It would be nice, albeit utterly ridiculous, if the Washington Nationals decided to have Stephen Strasburg and Max Scherzer pitch every inning in the team’s series against the Dodgers, but considering how the two performed in Game 2 of the NLDS, fans would be forgiving for wanting something akin to that game plan moving forward. First, the complimentary reasons: Strasburg struck out 10 batters through six innings of an outing where he only allowed one run, further proving that he should have been the one to start the NL Wild Card game against the Brewers on Monday. He also made some history, overtaking Sandy Koufax for the lowest playoff ERA in history with 0.64, per MLB Stats. Scherzer, meanwhile, came in at the top of eighth as a reliever and retired three straight batters via strikeout on 14 pitches.
The suggestion for Mad Max to pitch relief on two days’ rest actually came from Scherzer himself just before the game, according to MLB.com’s Jamal Collier. He spoke to his coaches and made it clear that he could give at least one good inning without risking too much before his Game 3 start in Washington on Sunday. The results seem to back up his claim.
“For me, you bring it whenever you’re told to bring it,” Scherzer said. “This is the playoffs. You lay it on the line every single time you touch that field. Whenever I get the ball next, I get the ball. And you just lay it on the line.”

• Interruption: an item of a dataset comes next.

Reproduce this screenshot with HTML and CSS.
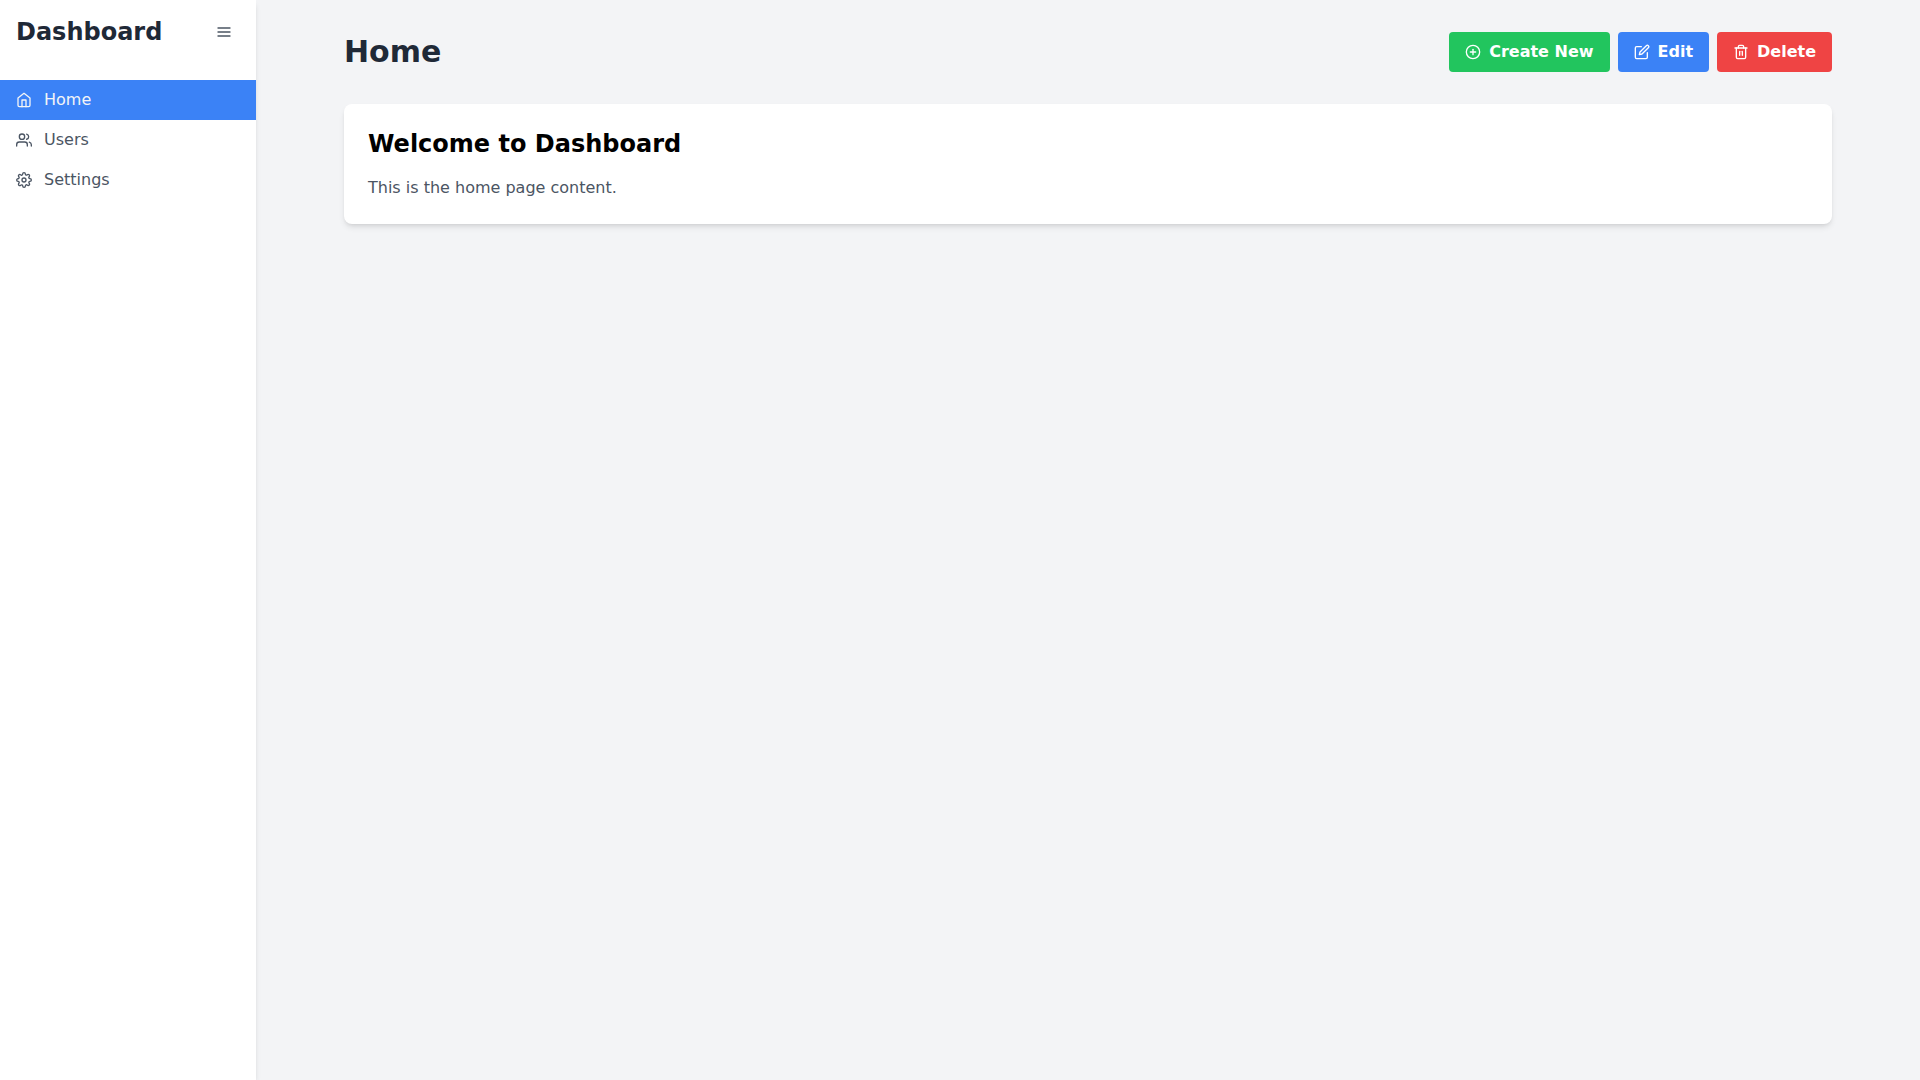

These are the words of a dedicated teammate who feels the need to do anything in his power to get his squad to the promise land. They’re also the words of someone who understands the lack of support he has from some of the other guys he plays with, which brings us to the more unflattering reasons for the desire mentioned earlier. Remember when the Nationals’ bullpen had a reliever whose ERA was infinity earlier this season? As it turns out, getting rid of him didn’t solve a whole lot of the bullpen’s troubles. Washington finished last in the league in that stat—yes, even behind the Orioles—with a whopping 5.66. That kind of poor play has carried over into the postseason, and it almost wasted not just an incredible start from Strasburg, but also a vintage postseason Clayton Kershaw performance where he was straight ass for a couple innings.
The 3-1 lead built from Kershaw’s poor play was cut to 3-2 after Sean Doolittle came in to pitch in the seventh and promptly gave up a solo shot to Max Muncy on the first pitch of his at-bat. After a brief respite in the eighth thanks to Scherzer, it looked as though the Nats were primed to blow great performances again when, in the top of the ninth, Daniel Hudson walked two batters when he only needed one more out to end the game—one of those was intentional, the other was not. However, fortune smiled on Washington with Corey Seager up to bat, and Hudson escaped with the save.
After the game, Trea Turner was asked about Scherzer’s relief appearance and he gave the following response:
“For me, it’s you pitch your best guys to win,” shortstop Trea Turner said. “Obviously Max is in that category for us and in the elimination game Strasburg was in that category as well. I’m not a pitcher so I don’t know how much effort that takes or whatnot — but it was huge. I don’t necessarily expect him to do that every game or every time he has a bullpen day, but it was big today and we needed it.”
It’s sound logic, but it also proves that the Nats are in a bit of a conundrum for the remainder of this series. Only two players make up that “best guys” category for Washington: Strasburg and Scherzer. Either the Nats will have to take the insane approach of playing both of them in some capacity for every single game, or they’ll just have to accept the L’s they take on days when one, or both, need some rest. It’s the kind of lose-lose situation that is rather quintessential to the Nationals’ postseason experience.